I feel like another accurate title for that article could be:

Rumor: Dell Fires 3000 US Employees. Fact: Has hired 10,000+ employees over last two years, not all domestic hires
 

spuckthew

Member
Its not even a fact of American tech workers not accepting such low rates anymore, they just won't even try to hire them at it anymore.

This thread sounds all very doom-and-gloom for US workers, but if what you say has any grain of truth then it might be good for people overseas wanting to work in the States, like myself. I'm still hoping my company will transfer me to their new and ever-growing US office in a few months, but tbh my girlfriend is American so I'll probably have an easier time of it in the future regardless (or marriage lol).
 
I think this is being missed in this thread. H1-B workers from India are usually highly qualified and skilled. I don't think it's a 1:1 fire local hire H1-B worker for the same position in this case.

I wouldn't say that. A fair number of them are very much not top tier on the software side. Some of them are but a fair majority of them are not. The same is also true for recent graduates from the US. In truth, straight out of university, I'd rather pick a U.S. citizen over an H1-B. Not because I hate outsourcing or I think U.S. students are better, it's because the language and communication barrier(speaking and writing english requires more than just understanding words and grammar. understanding context is a huge portion of communication which non-native english speakers will lack). with someone fresh out of university is a very big hurdle prolonging training phase by 1-2 more years than normal.

That said, in this case, it looks marketing, support, and supply-chain redudancies which typically are not replaced by foreign workers. You only need so many people in marketing and support especially when support overflow is typically routed to international support offices anyway so no need to bring in workers. Supply-chain only needs so many people to make sure the machines are doing their job.
 

therealjay

Neo Member
Total bullshit.

Makes my sympathize with the Trump people. Obviously they lack nuance and a good half of them are shitty racists but I get the underpinnings of their frustrations.
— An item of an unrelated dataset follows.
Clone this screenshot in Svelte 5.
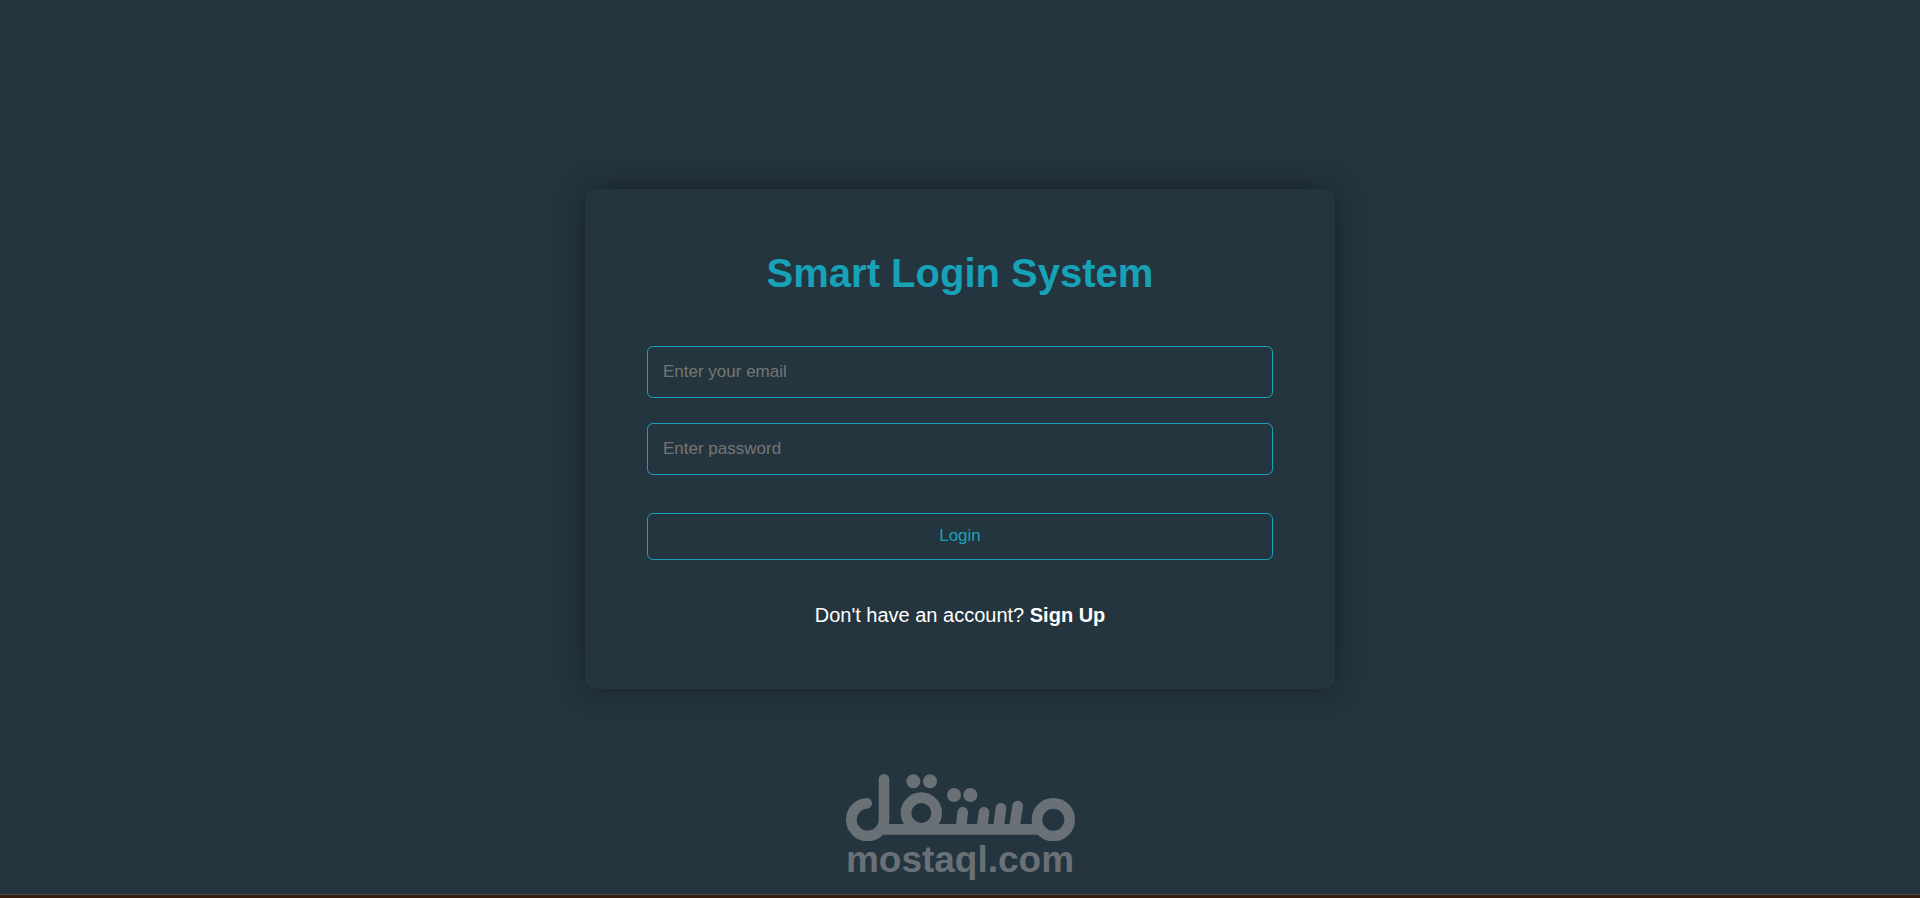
<script lang="ts">
  let email = $state('');
  let password = $state('');

  function handleSubmit(event: SubmitEvent) {
    event.preventDefault();
  }
</script>

<svelte:head>
  <title>Smart Login System</title>
</svelte:head>

<main class="page">
  <section class="card">
    <h1>Smart Login System</h1>

    <form onsubmit={handleSubmit}>
      <input type="email" bind:value={email} placeholder="Enter your email" aria-label="Email" />
      <input type="password" bind:value={password} placeholder="Enter password" aria-label="Password" />
      <button type="submit">Login</button>
    </form>

    <p class="signup">Don't have an account? <a href="#signup">Sign Up</a></p>
  </section>

  <div class="watermark">
    <svg viewBox="45 42 690 202" role="img" aria-label="مستقل">
      <g fill="none" stroke="currentColor" stroke-width="32" stroke-linecap="round">
        <!-- lam -->
        <path d="M110 130A49 49 0 1 0 162 179V58" />
        <!-- qaf -->
        <circle cx="274" cy="159" r="46" />
        <!-- teeth -->
        <path d="M398 157L393 204M462 157L456 204M513 145L505 204M563 138L553 204" />
        <!-- meem -->
        <circle cx="670" cy="179" r="49" />
        <path d="M150 208H630" stroke-linecap="butt" />
      </g>
      <g fill="currentColor">
        <circle cx="250" cy="64" r="21" />
        <circle cx="300" cy="64" r="21" />
        <circle cx="372" cy="105" r="21" />
        <circle cx="421" cy="105" r="21" />
      </g>
    </svg>
    <span>mostaql.com</span>
  </div>

  <div class="bottom-edge"></div>
</main>

<style>
  :global(body) {
    margin: 0;
    background: #24353f;
  }

  .page {
    position: relative;
    box-sizing: border-box;
    min-height: 100vh;
    padding-bottom: 20px;
    display: flex;
    align-items: center;
    justify-content: center;
    font-family: Arial, 'Liberation Sans', sans-serif;
  }

  .card {
    box-sizing: border-box;
    width: 100%;
    max-width: 750px;
    padding: 61px 62px 62px;
    border-radius: 12px;
    background: #24353f;
    box-shadow: 0 0 30px rgba(0, 0, 0, 0.4);
    text-align: center;
  }

  h1 {
    margin: 0 0 50px;
    font-size: 40px;
    line-height: 46px;
    font-weight: 700;
    color: #17a2b8;
  }

  form {
    display: flex;
    flex-direction: column;
    gap: 25px;
  }

  input,
  button {
    box-sizing: border-box;
    width: 100%;
    border: 1px solid #17a2b8;
    border-radius: 6px;
    background: transparent;
    font-family: inherit;
    font-size: 17px;
    line-height: 20px;
  }

  input {
    height: 52px;
    padding: 0 15px;
    color: #fff;
    outline: none;
  }

  input::placeholder {
    color: #757575;
  }

  button {
    height: 47px;
    margin-top: 13px;
    padding: 0 15px 2px;
    color: #17a2b8;
    cursor: pointer;
  }

  button:hover {
    background: #17a2b8;
    color: #fff;
  }

  .signup {
    margin: 44px 0 0;
    font-size: 20px;
    line-height: 23px;
    color: #fff;
  }

  .signup a {
    color: #fff;
    font-weight: 700;
    text-decoration: none;
  }

  .watermark {
    position: absolute;
    left: 0;
    right: 0;
    bottom: 20px;
    display: flex;
    flex-direction: column;
    align-items: center;
    color: #697177;
    pointer-events: none;
  }

  .watermark svg {
    width: 230px;
    display: block;
  }

  .watermark span {
    font-size: 37px;
    line-height: 37px;
    font-weight: 700;
  }

  .bottom-edge {
    position: absolute;
    left: 0;
    right: 0;
    bottom: 0;
    height: 3px;
    border-top: 1px solid #4b4643;
    background: linear-gradient(#3a2415, #33190c);
  }
</style>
This is also kind of my issue with capitalism and the immigration thing together. The idea is grow grow grow no matter what. I've seen people talk about the black and white birth rates both being under 2.0 so we need to bring in more people

Everyone needs to wake up to the fact that the world can't sustatin this growth. We need to be moving in the opposite direction. What we precisely need in every country is less people. Increased energy production and land use are going to kill us all otherwise.

And the funny thing is progressives in these fields know this but they compartmentalize it for some reason and don't see how it connects. We need to fix this shit and no one is talking about it Democrat or Republican.
 

butzopower

proud of his butz
In truth, straight out of university, I'd rather pick a U.S. citizen over an H1-B. Not because I hate outsourcing or I think U.S. students are better, it's because the language and communication barrier(speaking and writing english requires more than just understanding words and grammar. understanding context is a huge portion of communication which non-native english speakers will lack). with someone fresh out of university is a very big hurdle prolonging training phase by 1-2 more years than normal.

I think you are ignoring how long many people have been studying English. Everyone I've worked with on an H-1B has either learned English from a very early age or spoke it natively (UK / Europe / Australia). Most of those people were not immediate graduates, I'd say the average age was 26.
 
Still not as bad as when companies force employees out, and before they fire them make them train their foreign counterpart who will be doing their job for pennies on the dollar.